この結果、人間の有する世界観が大きく変革されることになる。
この3つの観点には、激しく同意。
特に、3つ目の「決定」。
ニュートンのプリズムを用いた「決定実験」(と、彼自身呼んだらしい)以前の人々は、「純粋な光は白色をしており、そこに不純物が混じることによって他の色に変わる」と信じていたらしい。
現代人ならたいていの人が知っているように、この考えは全く逆で、光には元々”色が付いて”いて、全部混ぜると白色に見えるのである。
この事実を、プリズムを使ってデモンストレーションし、ニュートンは人々の光に関する考え方を180度変えてしまった。
この「決定さ」にしびれる。
現代物理学の最先端である、「量子」の話。
原子よりもっと小さい量子と呼ばれる “粒” は、「ここにあるけれど、ここにはない」状態になるとか、「粒を1個だけまっすぐに飛ばしても、何もないところで波のように干渉を受ける」とか、話だけ聞いたら “なんのこっちゃ?“の世界だけれど、2重スリットを使った実験を見せられると、量子の我々の常識を超えた振る舞いを信じざるを得なくなる。
狐につつまれたような印象だが、自分の想像を超えた事実にしびれる。
そんなわけで、この本を読んで「美しい実験(研究)」の一端を垣間見ることができる。
いずれも小難しい物理学の話だけれど、筆者の力量か、門外漢でも注意深く読めば実験の内容を十分に理解できるように書かれている。
また、単なる教科書ではないので、各研究者の生い立ちや変人ぶり(人付き合いが大嫌いなキャヴェンディッシュは、メイドと顔をあわせなくて済むように、屋敷の中に隠し階段を作ったとか)もバランスよく配置されていて、飽きずに読める。
ただし、各章末に挿入されている、著者 Crease の「美そのもの」に対するエッセイは、正直浮いてたし、どうでもよかった。
#そういう観念的な話についていくほどには、当方は成熟していないし。
ところで、この本で扱われているのは、あくまで「物理学」関連のみ。
募集の段階では、生物学や心理学の実験も寄せられたそうだが、本編には収録されていない。

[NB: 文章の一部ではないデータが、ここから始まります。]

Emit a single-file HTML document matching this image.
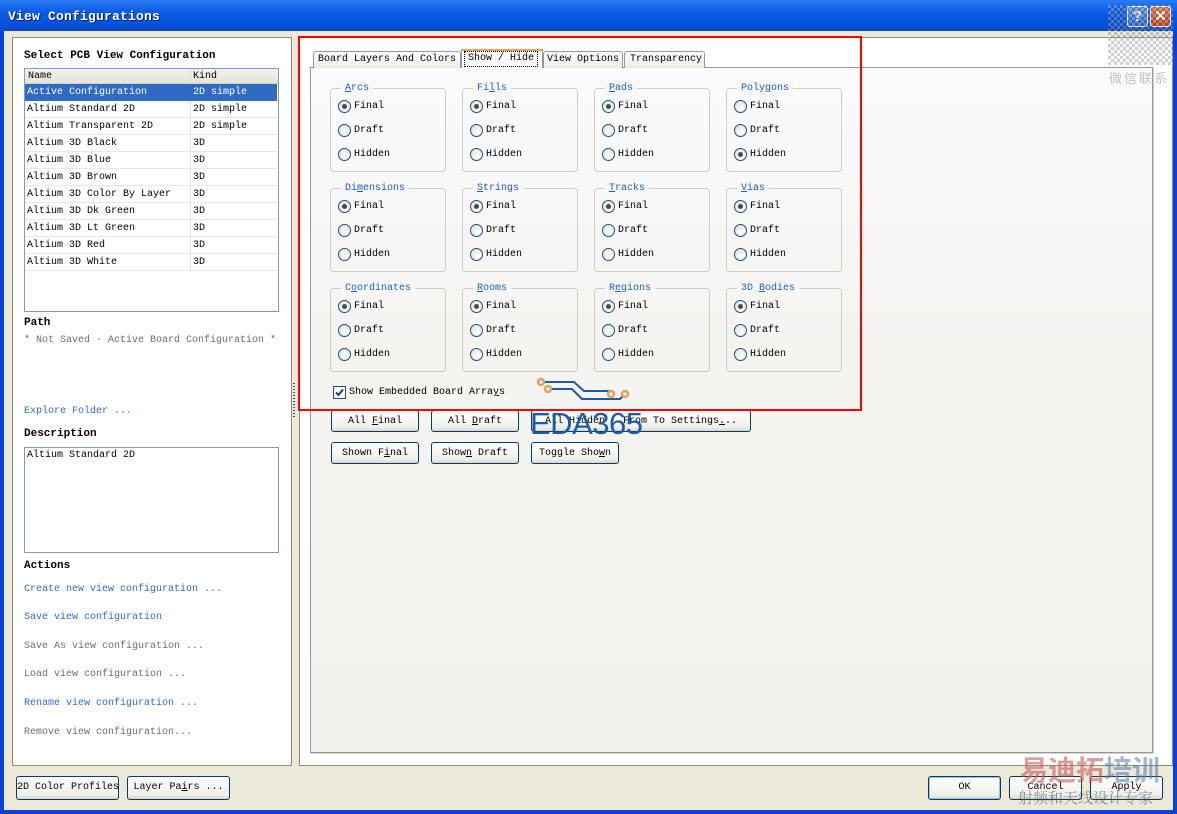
<!DOCTYPE html>
<html><head><meta charset="utf-8"><style>
*{margin:0;padding:0;box-sizing:border-box}
body{width:1177px;height:814px;overflow:hidden;background:#0842d8;font-family:"Liberation Mono","Noto Sans CJK SC",monospace;font-size:10px;color:#000;position:relative}
.a{position:absolute}
#title{left:0;top:0;width:1177px;height:31px;background:linear-gradient(#2a7cf4,#0a5ae6 40%,#0552dc 80%,#0a46c4);}
#title span{position:absolute;left:8px;top:9px;color:#fff;font-weight:bold;font-size:13px;letter-spacing:0.2px;text-shadow:1px 1px 0 #0a246a}
#client{left:4px;top:31px;width:1169px;height:779px;background:#ece9d8}
.wp{background:#fff;border:1px solid #8e8a7e}
.t{white-space:nowrap;position:absolute;line-height:14px}
.b{font-weight:bold;font-size:11px}
.blue{color:#2f6cc8}
.gray{color:#6d6d6d}
.row{position:absolute;left:0;width:252px;height:17px;border-bottom:1px solid #e8e8e8}
.row span{position:absolute;top:3px;white-space:nowrap;line-height:12px}
.grp{position:absolute;width:116px;height:84px;border:1px solid #d0cfc2;border-radius:4px}
.grp .lbl{position:absolute;left:10px;top:-7px;background:#f7f7f7;padding:0 4px;color:#1f5fc4;line-height:14px;white-space:nowrap}
.rd{position:absolute;left:7px;width:13px;height:13px;border:1px solid #1c5180;border-radius:50%;background:radial-gradient(circle at 60% 60%,#fff,#dcdcd6)}
.rd.on::after{content:"";position:absolute;left:3px;top:3px;width:5px;height:5px;border-radius:50%;background:#4a4a4a}
.rt{position:absolute;left:23px;white-space:nowrap;line-height:14px}
.btn{position:absolute;height:22px;border:1px solid #003c74;border-radius:3px;background:linear-gradient(#fff,#f0f0ea 80%,#d8d6cc);text-align:center;line-height:22px;white-space:nowrap}
u{text-decoration:underline}
</style></head><body>
<div id="title" class="a"><span>View Configurations</span></div>
<div class="a" style="left:1127px;top:6px;width:21px;height:21px;border:1px solid #fff;border-radius:3px;background:linear-gradient(#5c93f0,#2b63d6);color:#fff;font:bold 15px 'Liberation Sans',sans-serif;text-align:center;line-height:19px">?</div>
<div class="a" style="left:1150px;top:6px;width:21px;height:21px;border:1px solid #fff;border-radius:3px;background:linear-gradient(#e4784c,#c6421a);color:#fff;font:bold 15px 'Liberation Sans',sans-serif;text-align:center;line-height:19px">✕</div>
<div id="client" class="a"></div>

<div class="a wp" style="left:12px;top:37px;width:280px;height:729px"></div>
<div class="t b" style="left:24px;top:49px">Select PCB View Configuration</div>
<div class="a" style="left:24px;top:68px;width:255px;height:244px;border:1px solid #7a9cd3;background:#fff;overflow:hidden">
 <div class="a" style="left:0;top:0;width:253px;height:15px;background:linear-gradient(#f4f3ee,#e6e3d6);border-bottom:1px solid #d6d2c2"></div>
 <div class="a" style="left:165px;top:0;width:1px;height:203px;background:#e2e2e2"></div>
 <span class="t" style="left:3px;top:1px">Name</span><span class="t" style="left:168px;top:1px">Kind</span>
 <div class="row" style="top:15px;background:#316ac5;color:#fff;border:none"><span style="left:2px">Active Configuration</span><span style="left:168px">2D simple</span></div>
 <div class="row" style="top:32px"><span style="left:2px">Altium Standard 2D</span><span style="left:168px">2D simple</span></div>
 <div class="row" style="top:49px"><span style="left:2px">Altium Transparent 2D</span><span style="left:168px">2D simple</span></div>
 <div class="row" style="top:66px"><span style="left:2px">Altium 3D Black</span><span style="left:168px">3D</span></div>
 <div class="row" style="top:83px"><span style="left:2px">Altium 3D Blue</span><span style="left:168px">3D</span></div>
 <div class="row" style="top:100px"><span style="left:2px">Altium 3D Brown</span><span style="left:168px">3D</span></div>
 <div class="row" style="top:117px"><span style="left:2px">Altium 3D Color By Layer</span><span style="left:168px">3D</span></div>
 <div class="row" style="top:134px"><span style="left:2px">Altium 3D Dk Green</span><span style="left:168px">3D</span></div>
 <div class="row" style="top:151px"><span style="left:2px">Altium 3D Lt Green</span><span style="left:168px">3D</span></div>
 <div class="row" style="top:168px"><span style="left:2px">Altium 3D Red</span><span style="left:168px">3D</span></div>
 <div class="row" style="top:185px"><span style="left:2px">Altium 3D White</span><span style="left:168px">3D</span></div>
</div>
<div class="t b" style="left:24px;top:316px">Path</div>
<div class="t gray" style="left:24px;top:334px">* Not Saved - Active Board Configuration *</div>
<div class="t blue" style="left:24px;top:405px">Explore Folder ...</div>
<div class="t b" style="left:24px;top:427px">Description</div>
<div class="a" style="left:24px;top:447px;width:255px;height:106px;border:1px solid #7f9db9;background:#fff"></div>
<div class="t" style="left:27px;top:449px">Altium Standard 2D</div>
<div class="t b" style="left:24px;top:559px">Actions</div>
<div class="t blue" style="left:24px;top:583px">Create new view configuration ...</div>
<div class="t blue" style="left:24px;top:611px">Save view configuration</div>
<div class="t gray" style="left:24px;top:640px">Save As view configuration ...</div>
<div class="t gray" style="left:24px;top:668px">Load view configuration ...</div>
<div class="t blue" style="left:24px;top:697px">Rename view configuration ...</div>
<div class="t gray" style="left:24px;top:726px">Remove view configuration...</div>
<div class="btn" style="left:16px;top:776px;width:103px;height:24px;line-height:22px">2D Color Profiles</div>
<div class="btn" style="left:127px;top:776px;width:103px;height:24px;line-height:22px">Layer Pa<u>i</u>rs ...</div>

<div class="a" style="left:293px;top:383px;width:2px;height:34px;background:repeating-linear-gradient(#2a4e88 0 1px,transparent 1px 3px)"></div>

<div class="a wp" style="left:299px;top:37px;width:874px;height:729px"></div>
<div class="a" style="left:310px;top:67px;width:843px;height:686px;border:1px solid #919b9c;background:linear-gradient(#fafafc,#f5f4f1 40%,#f2f1ec);box-shadow:1px 1px 0 #d8d5c8"></div>
<div class="a" style="left:313px;top:51px;width:148px;height:17px;border:1px solid #919b9c;border-bottom:none;background:linear-gradient(#fff,#ecebe5);border-radius:3px 3px 0 0"><span class="t" style="left:4px;top:1px">Board Layers And Colors</span></div>
<div class="a" style="left:461px;top:49px;width:82px;height:19px;border:1px solid #919b9c;border-top:2px solid #e9a450;border-bottom:none;background:#fcfcfe"><span class="t" style="left:2px;top:0px;border:1px dotted #000;padding:0 3px">Show / Hide</span></div>
<div class="a" style="left:543px;top:51px;width:80px;height:17px;border:1px solid #919b9c;border-bottom:none;background:linear-gradient(#fff,#ecebe5);border-radius:3px 3px 0 0"><span class="t" style="left:3px;top:1px">View Options</span></div>
<div class="a" style="left:624px;top:51px;width:81px;height:17px;border:1px solid #919b9c;border-bottom:none;background:linear-gradient(#fff,#ecebe5);border-radius:3px 3px 0 0"><span class="t" style="left:5px;top:1px">Transparency</span></div>

<div class="grp" style="left:330px;top:88px"><span class="lbl"><u>A</u>rcs</span><div class="rd on" style="top:11px"></div><span class="rt" style="top:11px">Final</span><div class="rd" style="top:35px"></div><span class="rt" style="top:35px">Draft</span><div class="rd" style="top:59px"></div><span class="rt" style="top:59px">Hidden</span></div>
<div class="grp" style="left:462px;top:88px"><span class="lbl">Fi<u>l</u>ls</span><div class="rd on" style="top:11px"></div><span class="rt" style="top:11px">Final</span><div class="rd" style="top:35px"></div><span class="rt" style="top:35px">Draft</span><div class="rd" style="top:59px"></div><span class="rt" style="top:59px">Hidden</span></div>
<div class="grp" style="left:594px;top:88px"><span class="lbl"><u>P</u>ads</span><div class="rd on" style="top:11px"></div><span class="rt" style="top:11px">Final</span><div class="rd" style="top:35px"></div><span class="rt" style="top:35px">Draft</span><div class="rd" style="top:59px"></div><span class="rt" style="top:59px">Hidden</span></div>
<div class="grp" style="left:726px;top:88px"><span class="lbl">Poly<u>g</u>ons</span><div class="rd" style="top:11px"></div><span class="rt" style="top:11px">Final</span><div class="rd" style="top:35px"></div><span class="rt" style="top:35px">Draft</span><div class="rd on" style="top:59px"></div><span class="rt" style="top:59px">Hidden</span></div>
<div class="grp" style="left:330px;top:188px"><span class="lbl">Di<u>m</u>ensions</span><div class="rd on" style="top:11px"></div><span class="rt" style="top:11px">Final</span><div class="rd" style="top:35px"></div><span class="rt" style="top:35px">Draft</span><div class="rd" style="top:59px"></div><span class="rt" style="top:59px">Hidden</span></div>
<div class="grp" style="left:462px;top:188px"><span class="lbl"><u>S</u>trings</span><div class="rd on" style="top:11px"></div><span class="rt" style="top:11px">Final</span><div class="rd" style="top:35px"></div><span class="rt" style="top:35px">Draft</span><div class="rd" style="top:59px"></div><span class="rt" style="top:59px">Hidden</span></div>
<div class="grp" style="left:594px;top:188px"><span class="lbl"><u>T</u>racks</span><div class="rd on" style="top:11px"></div><span class="rt" style="top:11px">Final</span><div class="rd" style="top:35px"></div><span class="rt" style="top:35px">Draft</span><div class="rd" style="top:59px"></div><span class="rt" style="top:59px">Hidden</span></div>
<div class="grp" style="left:726px;top:188px"><span class="lbl"><u>V</u>ias</span><div class="rd on" style="top:11px"></div><span class="rt" style="top:11px">Final</span><div class="rd" style="top:35px"></div><span class="rt" style="top:35px">Draft</span><div class="rd" style="top:59px"></div><span class="rt" style="top:59px">Hidden</span></div>
<div class="grp" style="left:330px;top:288px"><span class="lbl">C<u>o</u>ordinates</span><div class="rd on" style="top:11px"></div><span class="rt" style="top:11px">Final</span><div class="rd" style="top:35px"></div><span class="rt" style="top:35px">Draft</span><div class="rd" style="top:59px"></div><span class="rt" style="top:59px">Hidden</span></div>
<div class="grp" style="left:462px;top:288px"><span class="lbl"><u>R</u>ooms</span><div class="rd on" style="top:11px"></div><span class="rt" style="top:11px">Final</span><div class="rd" style="top:35px"></div><span class="rt" style="top:35px">Draft</span><div class="rd" style="top:59px"></div><span class="rt" style="top:59px">Hidden</span></div>
<div class="grp" style="left:594px;top:288px"><span class="lbl">R<u>e</u>gions</span><div class="rd on" style="top:11px"></div><span class="rt" style="top:11px">Final</span><div class="rd" style="top:35px"></div><span class="rt" style="top:35px">Draft</span><div class="rd" style="top:59px"></div><span class="rt" style="top:59px">Hidden</span></div>
<div class="grp" style="left:726px;top:288px"><span class="lbl">3D <u>B</u>odies</span><div class="rd on" style="top:11px"></div><span class="rt" style="top:11px">Final</span><div class="rd" style="top:35px"></div><span class="rt" style="top:35px">Draft</span><div class="rd" style="top:59px"></div><span class="rt" style="top:59px">Hidden</span></div>

<div class="a" style="left:333px;top:386px;width:13px;height:13px;border:1px solid #1c5180;background:#fff"><svg width="11" height="11" style="position:absolute;left:0;top:0"><path d="M2 5.5 L4.5 8 L9 2.5" stroke="#1c3f7a" stroke-width="2" fill="none"/></svg></div>
<div class="t" style="left:349px;top:386px">Show Embedded Board Arra<u>y</u>s</div>

<div class="btn" style="left:331px;top:410px;width:88px">All <u>F</u>inal</div>
<div class="btn" style="left:431px;top:410px;width:88px">All <u>D</u>raft</div>
<div class="btn" style="left:531px;top:410px;width:220px">All Hidden &nbsp; From To Settings<u>.</u>..</div>
<div class="btn" style="left:331px;top:442px;width:88px">Shown F<u>i</u>nal</div>
<div class="btn" style="left:431px;top:442px;width:88px">Show<u>n</u> Draft</div>
<div class="btn" style="left:531px;top:442px;width:88px">Toggle Sho<u>w</u>n</div>

<svg class="a" style="left:534px;top:376px" width="100" height="30"><path d="M8 6 L40 6 L50 15 L76 15 M13 13 L38 13 L48 23 L86 23 L91 18" stroke="#1d5ba6" stroke-width="2" fill="none"/><g fill="#f4ecdc" stroke="#dba366" stroke-width="2.5"><circle cx="7" cy="6" r="3"/><circle cx="14" cy="13" r="3"/><circle cx="77" cy="18" r="3"/><circle cx="91" cy="18" r="3"/></g></svg>
<div class="t" style="left:530px;top:408px;font:31px 'Liberation Sans',sans-serif;color:#1d5ba6;line-height:32px;letter-spacing:-0.5px">EDA365</div>

<div class="a" style="left:298px;top:36px;width:564px;height:375px;border:2px solid #f00"></div>

<div class="btn" style="left:928px;top:776px;width:73px;height:24px;line-height:22px;box-shadow:inset 0 0 0 1px #9dc0f4">OK</div>
<div class="btn" style="left:1009px;top:776px;width:73px;height:24px;line-height:22px">Cancel</div>
<div class="btn" style="left:1090px;top:776px;width:73px;height:24px;line-height:22px">Apply</div>

<div class="a" style="left:1108px;top:5px;width:65px;height:60px;opacity:0.25;background:repeating-conic-gradient(#444 0 25%,#eee 0 50%) 0 0/6px 6px"></div>
<div class="t" style="left:1109px;top:68px;font:13px 'Noto Sans CJK SC',sans-serif;color:#c4c4c4;letter-spacing:2px">微信联系</div>
<div class="t" style="left:1020px;top:752px;font:bold 28px 'Noto Sans CJK SC',sans-serif;line-height:34px;color:rgba(200,90,90,0.6)">易迪拓<span style="color:rgba(90,120,170,0.55)">培训</span></div>
<div class="t" style="left:1018px;top:789px;font:15px 'Noto Serif CJK SC',serif;color:rgba(80,80,80,0.6);line-height:18px">射频和天线设计专家</div>
</body></html>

同業者にはおなじみの、ガルシアによる味覚嫌悪学習 (通常、オペラント条件付けには複数回の学習が必要だが、嫌悪感を伴う味覚刺激ではごく少ない回数で条件付けが起きるっているアレ) とかが推薦されたらしい。
僕はとりあえず、Axelrod の「囚人のジレンマ トーナメント」に1票かな (厳密に心理学実験ではないけれど)。
利己的な行動主体同士の間で協力関係ができうるという結果は、基本的だし。
広く一流の学者から戦略を提案してもらうというやり方で、効率よく解の探索範囲を広げたし。
ホッブズ以来の「万人の万人による闘争」が、社会契約なしに解決されうると示した点で、それまでの常識を決定的に覆したし。
なお、この話を詳しく知りたい人は、「つきあい方の科学」が鉄板。
そんなわけで、話は戻って「世界でもっとも美しい10の科学実験」は超オススメ。
単純にお勉強として読むもよし、人生観とか世界観とかいろいろ考えるきっかけとしてもよし。
表紙の科学者たちのイラストもかわいい。